Derzeit rechnet niemand damit, mit einer Zeit über 3:20 Minuten im Qualifying irgendetwas in Le Mans reißen zu können. Ein neuer Streckenrekord wird erwartet. Die Konkurrenz kann Oliver Jarvis zwar nicht einschätzen, doch das eigene Paket habe alle Erwartungen erfüllt: "Mit dieser Konfiguration, die sich optisch stark von derjenigen aus Silverstone unterscheidet, sind wir äußerst zufrieden."

Saisonauftakt mit Höhen und Tiefen

Audi startete mit Testfahrten im Le-Mans-Trimm in Le Castellet, Foto: Audi
Audi startete mit Testfahrten im Le-Mans-Trimm in Le Castellet, Foto: Audi

Nicht zufrieden kann Jarvis hingegen mit dem Saisonauftakt sein, was das Ergebnis betrifft. Nach einer Kollision mit einem GT-Fahrzeug fiel der Audi mit der Startnummer 8 auf den fünften Platz zurück. "Es war schwierig in Silverstone, weil wir insgesamt vier Runden verloren haben, aber für mich persönlich war es sehr wichtig, mehr Erfahrung im Verkehr zu sammeln, und für uns alle, zu sehen, wo unser Auto im Vergleich zu Toyota und Porsche steht." Jarvis fährt 2015 seine erste volle WEC-Saison an der Seite von Lucas di Grassi und Loic Duval.
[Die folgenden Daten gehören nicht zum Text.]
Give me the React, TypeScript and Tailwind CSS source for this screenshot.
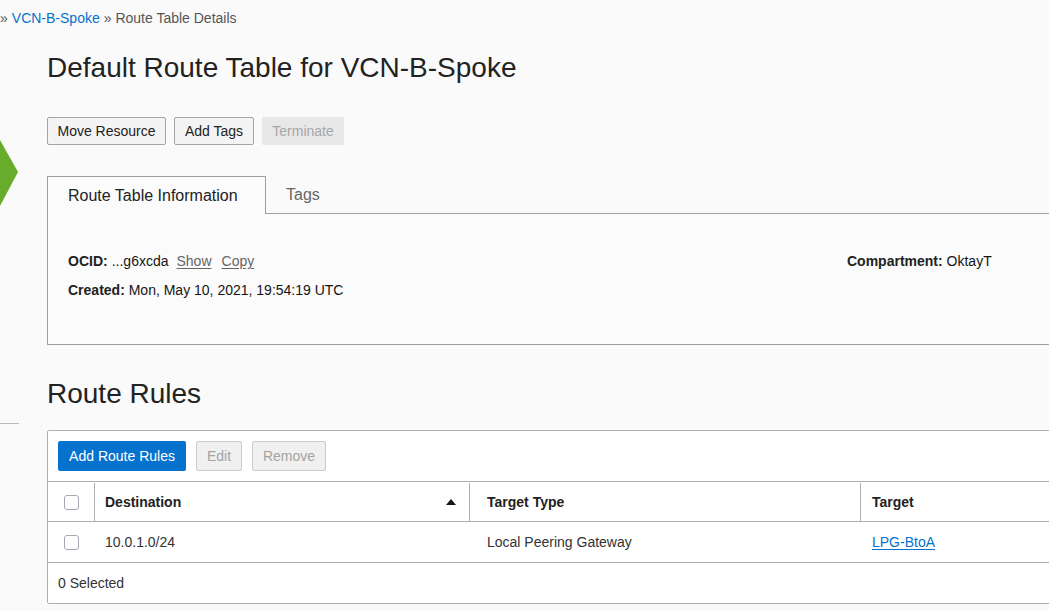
import React from "react";

const font = { fontFamily: '"Liberation Sans", Arial, sans-serif' };

const Checkbox = () => (
  <div className="w-[15px] h-[15px] rounded-[3px] border border-[#a3a9ae] bg-white"></div>
);

const App = () => {
  return (
    <div
      style={font}
      className="w-[1049px] h-[611px] overflow-hidden bg-[#fafafa] text-[#161513] text-[14px]"
    >
      {/* breadcrumb */}
      <div className="h-[36px] flex items-center text-[#555] leading-5 whitespace-nowrap">
        <span>»</span>
        <a className="ml-[4px] text-[#0572ce]">VCN-B-Spoke</a>
        <span className="ml-[4px]">» Route Table Details</span>
      </div>

      <div className="flex">
        {/* side strip */}
        <div className="w-[19px] shrink-0 flex flex-col">
          <svg width="19" height="66" viewBox="0 0 19 66" className="mt-[104px]">
            <polygon points="0,0 18,32 0,66" fill="#67ac2a" />
          </svg>
          <div className="mt-[217px] w-[19px] h-px bg-[#b8bcc0]"></div>
        </div>

        {/* main */}
        <div className="ml-[28px] w-[1100px] shrink-0">
          <h1 className="mt-[15px] h-[34px] text-[28px] leading-[34px] text-[#222] whitespace-nowrap">
            Default Route Table for VCN-B-Spoke
          </h1>

          <div className="mt-[32px] flex gap-2">
            <button className="h-[28px] w-[119px] rounded-[2px] border border-[#9ea5ab] bg-[#f4f4f4] text-[#222]">
              Move Resource
            </button>
            <button className="h-[28px] w-[80px] rounded-[2px] border border-[#9ea5ab] bg-[#f4f4f4] text-[#222]">
              Add Tags
            </button>
            <button className="h-[28px] w-[82px] rounded-[2px] border border-[#e6e6e6] bg-[#e8e8e8] text-[#a6a6a6]">
              Terminate
            </button>
          </div>

          {/* tabs */}
          <div className="mt-[31px] flex h-[38px]">
            <div className="w-[219px] border border-b-0 border-[#a0a0a0] bg-[#fbfbfb] flex items-center pl-5 pt-px text-[16px] text-[#222]">
              Route Table Information
            </div>
            <div className="flex-1 border-b border-[#a0a0a0] flex items-center pl-[20px] pt-px text-[16px] text-[#666]">
              Tags
            </div>
          </div>
          <div className="h-[131px] border border-t-0 border-[#a0a0a0] bg-[#fbfbfb] pl-5 pt-[37px] flex">
            <div className="w-[779px] flex flex-col gap-[9px]">
              <div className="leading-5 flex items-center">
                <span className="font-bold text-[#222]">OCID:</span>
                <span className="ml-[4px]">...g6xcda</span>
                <a className="ml-[8px] text-[#666] underline underline-offset-2">Show</a>
                <a className="ml-[10px] text-[#666] underline underline-offset-2">Copy</a>
              </div>
              <div className="leading-5">
                <span className="font-bold text-[#222]">Created:</span>{" "}
                Mon, May 10, 2021, 19:54:19 UTC
              </div>
            </div>
            <div className="leading-5">
              <span className="font-bold text-[#222]">Compartment:</span> OktayT
            </div>
          </div>

          <h2 className="mt-[32px] h-[34px] text-[28px] leading-[34px] text-[#222]">
            Route Rules
          </h2>

          {/* table */}
          <div className="mt-[19px] border border-[#aab0b6] rounded-[2px] bg-white">
            <div className="flex gap-[10px] px-[10px] py-[10px]">
              <button className="h-[30px] w-[128px] rounded-[2px] bg-[#0572ce] text-white">
                Add Route Rules
              </button>
              <button className="h-[30px] w-[46px] rounded-[2px] border border-[#c8cbce] bg-[#f0f0f0] text-[#a3a3a3]">
                Edit
              </button>
              <button className="h-[30px] w-[74px] rounded-[2px] border border-[#c8cbce] bg-[#f0f0f0] text-[#a3a3a3]">
                Remove
              </button>
            </div>

            <div className="flex h-[40px] border-t border-[#aab0b6] pt-px font-bold text-[#222]">
              <div className="w-[47px] flex items-center justify-center border-r border-[#aab0b6]">
                <Checkbox />
              </div>
              <div className="w-[375px] flex items-center pl-[10px] pr-[13px] border-r border-[#aab0b6]">
                <span className="flex-1">Destination</span>
                <svg width="10" height="6" viewBox="0 0 10 6">
                  <polygon points="5,0 10,6 0,6" fill="#161513" />
                </svg>
              </div>
              <div className="w-[391px] flex items-center pl-[17px] border-r border-[#aab0b6]">
                Target Type
              </div>
              <div className="flex-1 flex items-center pl-[11px]">Target</div>
            </div>

            <div className="flex h-[41px] border-t border-[#aab0b6] text-[#333]">
              <div className="w-[47px] flex items-center justify-center">
                <Checkbox />
              </div>
              <div className="w-[375px] flex items-center pl-[10px]">10.0.1.0/24</div>
              <div className="w-[391px] flex items-center pl-[17px]">Local Peering Gateway</div>
              <div className="flex-1 flex items-center pl-[11px]">
                <a className="text-[#0572ce] underline underline-offset-2">LPG-BtoA</a>
              </div>
            </div>

            <div className="h-[41px] border-t border-[#aab0b6] flex items-center pl-[10px] text-[#333]">
              0 Selected
            </div>
          </div>
        </div>
      </div>
    </div>
  );
};

export default App;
"Wenn wir uns den Rundenzeitendurchschnitt ansehen, waren wir so konkurrenzfähig wie die Startnummer 7", befand der Engländer. "Wir wären mitten im Kampf um den Sieg gewesen. Natürlich waren wir ein bisschen enttäuscht über den fünften Platz, aber es gibt viel Positives aus Silverstone mitzunehmen." In der WEC erwartet er ein "unglaubliches enges Jahr" und die Gewinner sowohl in der WM als auch Le Mans müssten sich ihren Erfolg hart verdienen.
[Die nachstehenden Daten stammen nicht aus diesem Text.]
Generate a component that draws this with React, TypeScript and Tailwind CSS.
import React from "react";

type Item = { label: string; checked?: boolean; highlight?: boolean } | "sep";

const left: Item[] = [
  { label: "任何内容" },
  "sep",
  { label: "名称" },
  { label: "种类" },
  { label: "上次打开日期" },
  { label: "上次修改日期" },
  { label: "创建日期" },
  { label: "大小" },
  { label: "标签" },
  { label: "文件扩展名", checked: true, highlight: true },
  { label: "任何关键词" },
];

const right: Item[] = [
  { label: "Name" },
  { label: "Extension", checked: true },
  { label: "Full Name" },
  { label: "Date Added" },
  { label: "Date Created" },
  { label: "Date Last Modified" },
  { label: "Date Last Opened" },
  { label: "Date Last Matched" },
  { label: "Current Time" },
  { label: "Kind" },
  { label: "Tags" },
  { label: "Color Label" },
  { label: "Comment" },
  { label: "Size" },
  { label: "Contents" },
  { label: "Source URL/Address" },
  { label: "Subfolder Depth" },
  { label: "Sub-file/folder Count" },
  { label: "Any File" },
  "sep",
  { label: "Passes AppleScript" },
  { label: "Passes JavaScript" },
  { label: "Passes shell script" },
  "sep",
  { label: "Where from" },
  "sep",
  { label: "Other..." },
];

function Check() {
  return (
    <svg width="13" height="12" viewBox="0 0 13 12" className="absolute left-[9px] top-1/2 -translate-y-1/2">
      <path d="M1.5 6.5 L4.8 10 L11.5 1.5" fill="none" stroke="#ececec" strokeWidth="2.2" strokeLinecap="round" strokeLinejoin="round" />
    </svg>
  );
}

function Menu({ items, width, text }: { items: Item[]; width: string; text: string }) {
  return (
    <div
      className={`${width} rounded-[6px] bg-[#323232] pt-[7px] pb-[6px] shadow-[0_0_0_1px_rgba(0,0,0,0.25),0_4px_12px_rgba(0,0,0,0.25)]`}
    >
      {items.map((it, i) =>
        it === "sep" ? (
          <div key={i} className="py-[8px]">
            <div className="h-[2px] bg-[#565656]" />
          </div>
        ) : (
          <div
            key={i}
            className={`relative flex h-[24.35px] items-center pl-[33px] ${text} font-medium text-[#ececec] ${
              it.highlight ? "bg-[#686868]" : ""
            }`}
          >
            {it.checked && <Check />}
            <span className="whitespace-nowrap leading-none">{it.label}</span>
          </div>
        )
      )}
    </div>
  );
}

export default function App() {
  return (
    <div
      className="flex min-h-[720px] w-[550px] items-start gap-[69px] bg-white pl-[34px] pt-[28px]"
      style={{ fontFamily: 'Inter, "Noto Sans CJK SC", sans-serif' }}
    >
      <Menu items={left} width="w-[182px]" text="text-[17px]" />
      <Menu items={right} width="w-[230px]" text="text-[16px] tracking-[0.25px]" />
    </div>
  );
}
Die nächste Gelegenheit gibt es dazu in Spa-Francorchamps. Audi wird dort drei Fahrzeuge zum Einsatz bringen, eine Audi-Sprecherin bestätigte gegenüber Autosport, dass mindestens ein R18 e-tron quattro in Le-Mans-Spezifikation an den Start gehen wird. In der Vergangenheit war dies stets das dritte Auto, heuer gesteuert von Filipe Albuquerque, Marco Bonanomi und Rene Rast.